▼
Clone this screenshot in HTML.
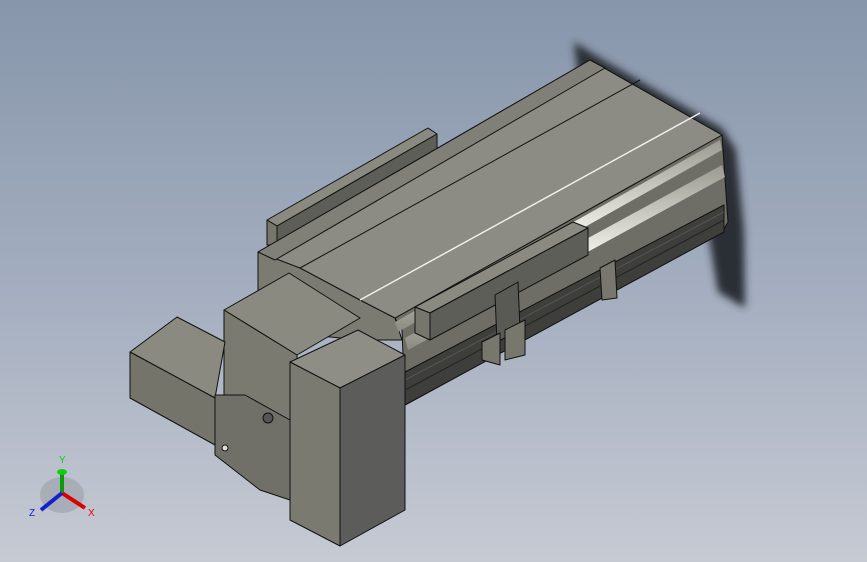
<!DOCTYPE html>
<html><head><meta charset="utf-8"><style>
html,body{margin:0;padding:0;width:867px;height:562px;overflow:hidden}
body{background:linear-gradient(180deg,#8796ab 0%,#a3adbf 50%,#c6cad3 100%)}
svg{position:absolute;left:0;top:0}
</style></head><body>
<svg width="867" height="562" viewBox="0 0 867 562">
<defs>
<filter id="b" x="-50%" y="-50%" width="200%" height="200%"><feGaussianBlur stdDeviation="4"/></filter>
<linearGradient id="rod" x1="0" y1="0" x2="0" y2="1"><stop offset="0" stop-color="#9a9a90"/><stop offset=".5" stop-color="#f4f4ee"/><stop offset="1" stop-color="#8a8a80"/></linearGradient>
</defs>
<!-- shadow -->
<polygon points="574,42 600,58 722,128 736,150 744,230 745,308 718,292 706,220 680,160 600,100 578,75" fill="#2c2f36" filter="url(#b)"/>
<g stroke="#111" stroke-width="1" stroke-linejoin="round">
<!-- left rail plate -->
<polygon points="267,220 428,128 437,134 277,226" fill="#8a8a80"/>
<polygon points="277,226 437,134 437,150 277,245" fill="#5e5e58"/>
<polygon points="267,220 277,226 277,245 267,245" fill="#76766c"/>
<!-- body left end -->
<polygon points="258,252 290,262 360,300 395,318 402,340 360,340 262,330 258,300" fill="#7b7b72"/>
<!-- body front face -->
<polygon points="395,318 722,135 728,222 722,232 405,405 402,330" fill="#6e6e66"/>
<polygon points="405,372 724,205 724,232 405,405" fill="#3e3e3a"/>
<polyline points="405,390 724,220" fill="none" stroke="#222"/>
<polyline points="405,380 724,212" fill="none" stroke="#555"/>
<!-- top face -->
<polygon points="258,252 590,60 722,135 395,318 360,300 300,268" fill="#8c8c84"/>
<polygon points="258,252 590,60 605,68 275,260" fill="#808078"/>
<line x1="300" y1="268" x2="640" y2="80" />
<line x1="360" y1="300" x2="700" y2="113" stroke="#eee" stroke-width="1.5"/>
<!-- rods -->
<polygon points="395,322 720,140 722,150 398,332" fill="url(#rod)" stroke="none"/>
<polygon points="405,338 722,165 725,177 408,350" fill="url(#rod)" stroke="none"/>
<!-- carriage plate -->
<polygon points="415,307 573,222 588,228 430,313" fill="#8a8a80"/>
<polygon points="430,313 588,228 588,255 430,340" fill="#5e5e58"/>
<polygon points="415,307 430,313 430,340 415,333" fill="#76766c"/>
<!-- bracket -->
<polygon points="495,295 518,282 520,330 497,342" fill="#5a5a55"/>
<polygon points="482,342 500,333 500,365 482,360" fill="#77776e"/>
<polygon points="505,330 525,320 525,355 505,360" fill="#77776e"/>
<polygon points="600,268 615,260 617,298 602,300" fill="#77776e"/>
<!-- motor block -->
<polygon points="224,310 289,273 360,318 297,355" fill="#8a8a80"/>
<polygon points="224,310 297,355 297,440 224,398" fill="#7a7a70"/>
<!-- left motor -->
<polygon points="130,352 177,317 225,342 215,398" fill="#8a8a80"/>
<polygon points="130,352 215,398 215,445 130,398" fill="#74746b"/>
<polygon points="215,395 245,395 290,420 290,500 260,490 215,455" fill="#707068"/>
<circle cx="225" cy="448" r="3" fill="#ddd"/>
<circle cx="268" cy="418" r="5" fill="#555"/>
<!-- cover box -->
<polygon points="290,362 358,330 405,355 340,388" fill="#8e8e86"/>
<polygon points="290,362 340,388 340,546 290,520" fill="#7a7a70"/>
<polygon points="340,388 405,355 405,510 340,546" fill="#5c5c5a"/>
</g>
<!-- triad -->
<g>
<ellipse cx="62" cy="495" rx="22" ry="18" fill="#9a9ea6" opacity=".6"/>
<line x1="62" y1="492" x2="62" y2="470" stroke="#0a9a0a" stroke-width="4"/>
<ellipse cx="62" cy="472" rx="5" ry="3" fill="#1c1"/>
<line x1="62" y1="493" x2="85" y2="508" stroke="#d00" stroke-width="4"/>
<line x1="62" y1="493" x2="41" y2="510" stroke="#12c" stroke-width="4"/>
<text x="59" y="463" font-family="Liberation Sans,sans-serif" font-size="10" fill="#1c1">Y</text>
<text x="88" y="516" font-family="Liberation Sans,sans-serif" font-size="10" fill="#e00">X</text>
<text x="29" y="516" font-family="Liberation Sans,sans-serif" font-size="10" fill="#12c">Z</text>
</g>
</svg>
</body></html>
▲
* _Goal_
Reproduce the material above in full, exactly, with no images.

* _Final result_
Clone this screenshot in HTML.
<!DOCTYPE html>
<html><head><meta charset="utf-8"><style>
html,body{margin:0;padding:0;width:867px;height:562px;overflow:hidden}
body{background:linear-gradient(180deg,#8796ab 0%,#a3adbf 50%,#c6cad3 100%)}
svg{position:absolute;left:0;top:0}
</style></head><body>
<svg width="867" height="562" viewBox="0 0 867 562">
<defs>
<filter id="b" x="-50%" y="-50%" width="200%" height="200%"><feGaussianBlur stdDeviation="4"/></filter>
<linearGradient id="rod" x1="0" y1="0" x2="0" y2="1"><stop offset="0" stop-color="#9a9a90"/><stop offset=".5" stop-color="#f4f4ee"/><stop offset="1" stop-color="#8a8a80"/></linearGradient>
</defs>
<!-- shadow -->
<polygon points="574,42 600,58 722,128 736,150 744,230 745,308 718,292 706,220 680,160 600,100 578,75" fill="#2c2f36" filter="url(#b)"/>
<g stroke="#111" stroke-width="1" stroke-linejoin="round">
<!-- left rail plate -->
<polygon points="267,220 428,128 437,134 277,226" fill="#8a8a80"/>
<polygon points="277,226 437,134 437,150 277,245" fill="#5e5e58"/>
<polygon points="267,220 277,226 277,245 267,245" fill="#76766c"/>
<!-- body left end -->
<polygon points="258,252 290,262 360,300 395,318 402,340 360,340 262,330 258,300" fill="#7b7b72"/>
<!-- body front face -->
<polygon points="395,318 722,135 728,222 722,232 405,405 402,330" fill="#6e6e66"/>
<polygon points="405,372 724,205 724,232 405,405" fill="#3e3e3a"/>
<polyline points="405,390 724,220" fill="none" stroke="#222"/>
<polyline points="405,380 724,212" fill="none" stroke="#555"/>
<!-- top face -->
<polygon points="258,252 590,60 722,135 395,318 360,300 300,268" fill="#8c8c84"/>
<polygon points="258,252 590,60 605,68 275,260" fill="#808078"/>
<line x1="300" y1="268" x2="640" y2="80" />
<line x1="360" y1="300" x2="700" y2="113" stroke="#eee" stroke-width="1.5"/>
<!-- rods -->
<polygon points="395,322 720,140 722,150 398,332" fill="url(#rod)" stroke="none"/>
<polygon points="405,338 722,165 725,177 408,350" fill="url(#rod)" stroke="none"/>
<!-- carriage plate -->
<polygon points="415,307 573,222 588,228 430,313" fill="#8a8a80"/>
<polygon points="430,313 588,228 588,255 430,340" fill="#5e5e58"/>
<polygon points="415,307 430,313 430,340 415,333" fill="#76766c"/>
<!-- bracket -->
<polygon points="495,295 518,282 520,330 497,342" fill="#5a5a55"/>
<polygon points="482,342 500,333 500,365 482,360" fill="#77776e"/>
<polygon points="505,330 525,320 525,355 505,360" fill="#77776e"/>
<polygon points="600,268 615,260 617,298 602,300" fill="#77776e"/>
<!-- motor block -->
<polygon points="224,310 289,273 360,318 297,355" fill="#8a8a80"/>
<polygon points="224,310 297,355 297,440 224,398" fill="#7a7a70"/>
<!-- left motor -->
<polygon points="130,352 177,317 225,342 215,398" fill="#8a8a80"/>
<polygon points="130,352 215,398 215,445 130,398" fill="#74746b"/>
<polygon points="215,395 245,395 290,420 290,500 260,490 215,455" fill="#707068"/>
<circle cx="225" cy="448" r="3" fill="#ddd"/>
<circle cx="268" cy="418" r="5" fill="#555"/>
<!-- cover box -->
<polygon points="290,362 358,330 405,355 340,388" fill="#8e8e86"/>
<polygon points="290,362 340,388 340,546 290,520" fill="#7a7a70"/>
<polygon points="340,388 405,355 405,510 340,546" fill="#5c5c5a"/>
</g>
<!-- triad -->
<g>
<ellipse cx="62" cy="495" rx="22" ry="18" fill="#9a9ea6" opacity=".6"/>
<line x1="62" y1="492" x2="62" y2="470" stroke="#0a9a0a" stroke-width="4"/>
<ellipse cx="62" cy="472" rx="5" ry="3" fill="#1c1"/>
<line x1="62" y1="493" x2="85" y2="508" stroke="#d00" stroke-width="4"/>
<line x1="62" y1="493" x2="41" y2="510" stroke="#12c" stroke-width="4"/>
<text x="59" y="463" font-family="Liberation Sans,sans-serif" font-size="10" fill="#1c1">Y</text>
<text x="88" y="516" font-family="Liberation Sans,sans-serif" font-size="10" fill="#e00">X</text>
<text x="29" y="516" font-family="Liberation Sans,sans-serif" font-size="10" fill="#12c">Z</text>
</g>
</svg>
</body></html>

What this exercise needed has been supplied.